Systems Never Really Die
When people die unexpectedly we want to know why. We study them to figure out the cause of death. Software projects are not people any more than computers are people or corporations are people. In other words, when most people die we have no way (presently) of reviving them. Software systems somehow work differently -- a dead project isn't truly ever dead. Like a corporation some wily and intelligent person might come along and revive the whole thing tomorrow.
So since there is no death we have to revise our definition of 'failure.' Today, for our purposes, we will define failure as the inability to achieve critical mass adoption and to secure sustainable financing for the project. Let's study our model in depth.
Money makes the world go 'round. Why? Because money is a mathematical abstraction that is fluid and dynamic. When we have money we stop talking about 'carts' and 'horses' and 'bushels of wheat' as things and start talking about their worth in trade. Hence money is like the verbs in our sentences -- they make the nouns 'go' somewhere.
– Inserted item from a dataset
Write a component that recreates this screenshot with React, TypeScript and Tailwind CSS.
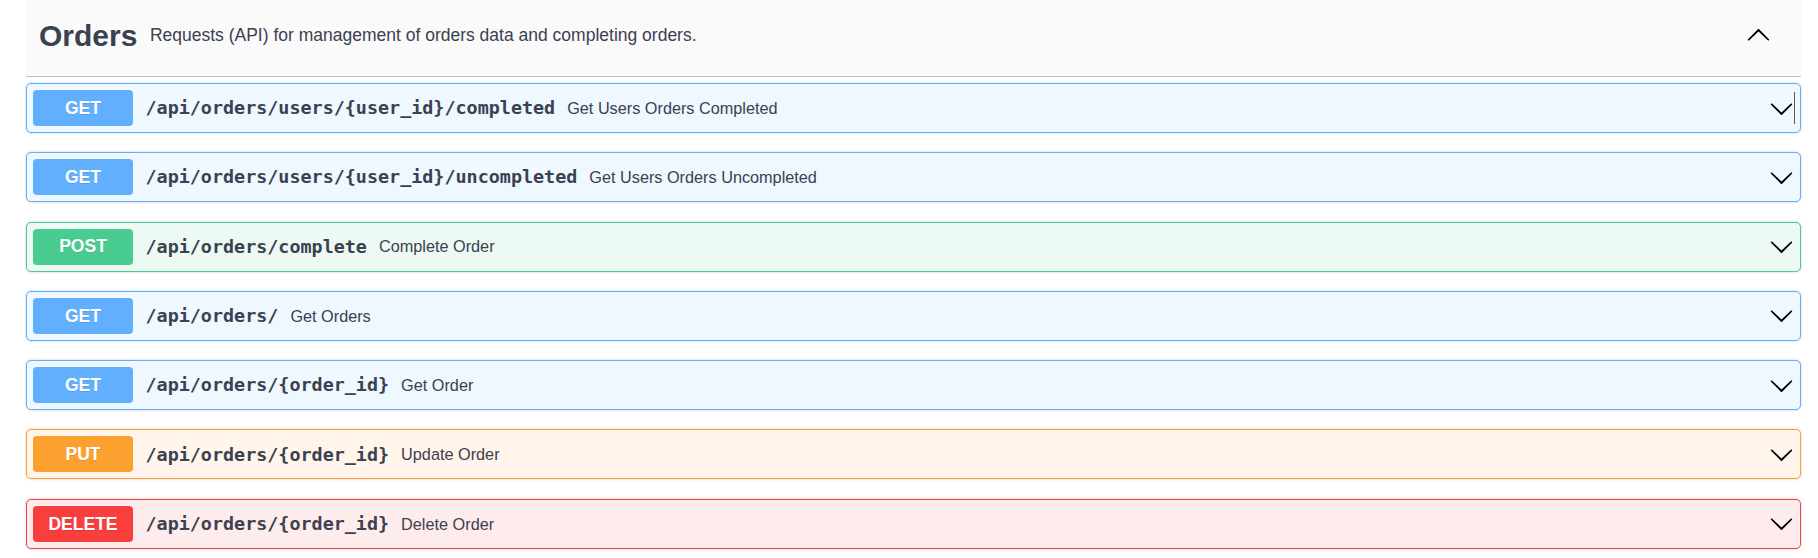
import React from 'react';

type Method = 'GET' | 'POST' | 'PUT' | 'DELETE';

const methodStyles: Record<Method, { row: string; btn: string }> = {
  GET: { row: 'border-[#61affe] bg-[#eff7ff]', btn: 'bg-[#61affe]' },
  POST: { row: 'border-[#49cc90] bg-[#edfaf4]', btn: 'bg-[#49cc90]' },
  PUT: { row: 'border-[#fca130] bg-[#fff5ea]', btn: 'bg-[#fca130]' },
  DELETE: { row: 'border-[#f93e3e] bg-[#feecec]', btn: 'bg-[#f93e3e]' },
};

const endpoints: { method: Method; path: string; summary: string }[] = [
  { method: 'GET', path: '/api/orders/users/{user_id}/completed', summary: 'Get Users Orders Completed' },
  { method: 'GET', path: '/api/orders/users/{user_id}/uncompleted', summary: 'Get Users Orders Uncompleted' },
  { method: 'POST', path: '/api/orders/complete', summary: 'Complete Order' },
  { method: 'GET', path: '/api/orders/', summary: 'Get Orders' },
  { method: 'GET', path: '/api/orders/{order_id}', summary: 'Get Order' },
  { method: 'PUT', path: '/api/orders/{order_id}', summary: 'Update Order' },
  { method: 'DELETE', path: '/api/orders/{order_id}', summary: 'Delete Order' },
];

// swagger style arrow
function Arrow({ up = false }: { up?: boolean }) {
  return (
    <svg
      width="25"
      height="25"
      viewBox="0 0 20 20"
      className={`shrink-0 ${up ? 'rotate-180' : ''}`}
      fill="#000"
    >
      <path d="M17.418 6.109c.272-.268.709-.268.979 0s.271.701 0 .969l-7.908 7.83c-.27.268-.707.268-.979 0l-7.908-7.83c-.27-.268-.27-.701 0-.969.271-.268.709-.268.979 0L10 13.25l7.418-7.141z" />
    </svg>
  );
}

function OperationRow({ method, path, summary, caret }: { method: Method; path: string; summary: string; caret?: boolean }) {
  const s = methodStyles[method];
  return (
    <div
      className={`relative flex items-center h-[50px] border rounded-[5px] px-[6px] shadow-[0_0_3px_rgba(0,0,0,0.19)] ${s.row}`}
    >
      <span
        className={`w-[100px] h-[36px] shrink-0 flex items-center justify-center rounded-[4px] text-white font-bold text-[17.5px] [text-shadow:0_1px_0_rgba(0,0,0,0.1)] ${s.btn}`}
      >
        {method}
      </span>
      <span className="pl-[12.5px] pr-[12px] font-['DejaVu_Sans_Mono',monospace] font-bold text-[18.4px] text-[#3b4151]">
        {path}
      </span>
      <span className="text-[16.25px] text-[#3b4151]">{summary}</span>
      <div className="ml-auto flex items-center">
        <Arrow />
      </div>
      {caret && <span className="absolute right-[5px] top-[8px] h-[32px] w-px bg-[#5a5a5a]" />}
    </div>
  );
}

export default function App() {
  return (
    <div className="min-h-screen bg-white pl-[26px] pr-[17px] font-['Liberation_Sans',Arial,sans-serif]">
      <div className="flex items-center h-[77px] pb-[5px] bg-[#fafafa] border-b border-[#3b4151]/30 pl-[13px] pr-[30px] text-[#3b4151]">
        <h3 className="text-[30px] font-bold">Orders</h3>
        <small className="pl-[12.5px] text-[17.5px]">
          Requests (API) for management of orders data and completing orders.
        </small>
        <div className="ml-auto flex items-center">
          <Arrow up />
        </div>
      </div>

      <div className="mt-[6px] flex flex-col gap-[19.3px]">
        {endpoints.map((e, i) => (
          <OperationRow key={i} method={e.method} path={e.path} summary={e.summary} caret={i === 0} />
        ))}
      </div>
    </div>
  );
}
So when we look at a project forensically we must first ask about the money. How was it funded and where did the money go? Here is a model for funding that has been known to work in the past. Use it to compare the funding of the project you are analyzing:
- Level I - Feasibility (prototyping) and evidence of production readiness
- Level II -- Mini-production of product, some minimal customers, positive feedback
- Level III -- Securing steady financial interest in growth, typically from advanced investors
Level I should have gotten the smallest amount of funding. Only a fool would pour millions into a product that has not been demonstrated to work or has been shown to meet some kind of present need. Next is the Level II funding where the product goes into small-scale production to a small target market. Here you are looking for positive feedback not in the form of testimonials but feedback in the form of money and reliance. When customers rely upon something the money will follow -- if not right away then in short order. Finally Level III means securing longer-term financing from some sophisticated group. In the Open Source world this means sponsors, generally corporate ones. In the private-sector universe it normally means some form of venture capital firm, probably several of them that come in waves (normally referred to as 'rounds').
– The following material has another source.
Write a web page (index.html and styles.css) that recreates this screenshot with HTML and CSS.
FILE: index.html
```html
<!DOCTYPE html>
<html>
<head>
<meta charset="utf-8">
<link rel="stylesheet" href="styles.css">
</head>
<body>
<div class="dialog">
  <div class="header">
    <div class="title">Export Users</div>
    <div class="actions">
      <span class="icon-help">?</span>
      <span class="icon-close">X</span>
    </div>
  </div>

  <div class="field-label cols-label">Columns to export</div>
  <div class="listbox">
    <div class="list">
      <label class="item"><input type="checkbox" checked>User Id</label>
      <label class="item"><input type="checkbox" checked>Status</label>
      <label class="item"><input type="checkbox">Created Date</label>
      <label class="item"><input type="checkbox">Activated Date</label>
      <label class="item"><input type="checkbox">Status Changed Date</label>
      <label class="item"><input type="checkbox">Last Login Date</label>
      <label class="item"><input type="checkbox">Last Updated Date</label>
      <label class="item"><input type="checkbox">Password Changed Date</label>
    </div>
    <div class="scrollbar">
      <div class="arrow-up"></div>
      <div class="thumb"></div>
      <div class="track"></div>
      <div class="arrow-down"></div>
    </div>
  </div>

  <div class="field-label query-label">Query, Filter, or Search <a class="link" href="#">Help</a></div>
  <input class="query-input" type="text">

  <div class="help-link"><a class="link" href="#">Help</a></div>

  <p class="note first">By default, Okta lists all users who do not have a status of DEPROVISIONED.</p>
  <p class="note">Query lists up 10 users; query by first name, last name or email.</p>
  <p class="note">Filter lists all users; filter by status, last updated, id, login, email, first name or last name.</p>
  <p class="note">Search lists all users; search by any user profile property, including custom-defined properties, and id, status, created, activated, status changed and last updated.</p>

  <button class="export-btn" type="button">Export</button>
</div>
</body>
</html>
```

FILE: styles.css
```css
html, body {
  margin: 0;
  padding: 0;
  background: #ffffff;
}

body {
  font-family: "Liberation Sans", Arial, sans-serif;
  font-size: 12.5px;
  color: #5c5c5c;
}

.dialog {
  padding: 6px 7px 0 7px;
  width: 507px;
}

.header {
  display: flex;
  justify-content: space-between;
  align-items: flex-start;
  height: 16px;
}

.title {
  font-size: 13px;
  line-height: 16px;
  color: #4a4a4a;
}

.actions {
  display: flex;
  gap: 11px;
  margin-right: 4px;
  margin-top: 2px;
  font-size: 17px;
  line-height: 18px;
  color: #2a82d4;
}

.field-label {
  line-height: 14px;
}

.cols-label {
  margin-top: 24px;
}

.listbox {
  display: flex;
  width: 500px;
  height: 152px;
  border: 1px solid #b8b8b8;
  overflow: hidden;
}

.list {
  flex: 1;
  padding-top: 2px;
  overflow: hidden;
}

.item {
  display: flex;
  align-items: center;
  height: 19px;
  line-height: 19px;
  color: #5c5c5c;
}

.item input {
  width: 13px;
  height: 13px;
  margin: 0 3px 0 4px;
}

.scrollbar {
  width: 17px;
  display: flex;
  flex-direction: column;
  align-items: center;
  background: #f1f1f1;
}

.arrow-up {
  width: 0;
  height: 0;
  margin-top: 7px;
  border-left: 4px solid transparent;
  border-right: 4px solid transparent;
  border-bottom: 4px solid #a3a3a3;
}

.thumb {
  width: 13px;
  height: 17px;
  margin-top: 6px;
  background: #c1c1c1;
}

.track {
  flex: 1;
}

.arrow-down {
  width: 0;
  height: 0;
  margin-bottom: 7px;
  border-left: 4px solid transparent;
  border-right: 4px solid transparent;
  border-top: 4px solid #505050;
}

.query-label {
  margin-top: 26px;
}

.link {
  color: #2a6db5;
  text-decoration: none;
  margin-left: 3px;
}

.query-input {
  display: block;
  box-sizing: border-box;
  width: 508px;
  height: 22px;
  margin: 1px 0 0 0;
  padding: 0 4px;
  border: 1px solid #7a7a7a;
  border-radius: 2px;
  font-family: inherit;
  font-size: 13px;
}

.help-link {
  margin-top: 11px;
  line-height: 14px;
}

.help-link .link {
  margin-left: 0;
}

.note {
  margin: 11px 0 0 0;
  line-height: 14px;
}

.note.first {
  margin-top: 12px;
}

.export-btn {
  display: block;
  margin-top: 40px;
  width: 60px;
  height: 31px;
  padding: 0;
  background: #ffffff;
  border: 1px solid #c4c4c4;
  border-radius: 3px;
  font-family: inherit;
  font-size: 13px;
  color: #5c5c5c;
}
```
If a project looks like a withering plant it may be simply because there was very little planning done regarding obtaining and properly spending the money. Second, when too much money comes in Phase I there is the opportunity to overspend. The project heads may have become overconfident and lost their 'hunger' to produce a leading product. Failure to obtain real, paying customers at Level II may be the reason for failure as well. An individual that gets excited about a product but is unwilling to cut a check for it is not of much value at all. Also, sometimes the product creators have a great deal of interest in it but are unable to 'turn the corner' into monetizing it. Google had this problem before they added the targeted ads.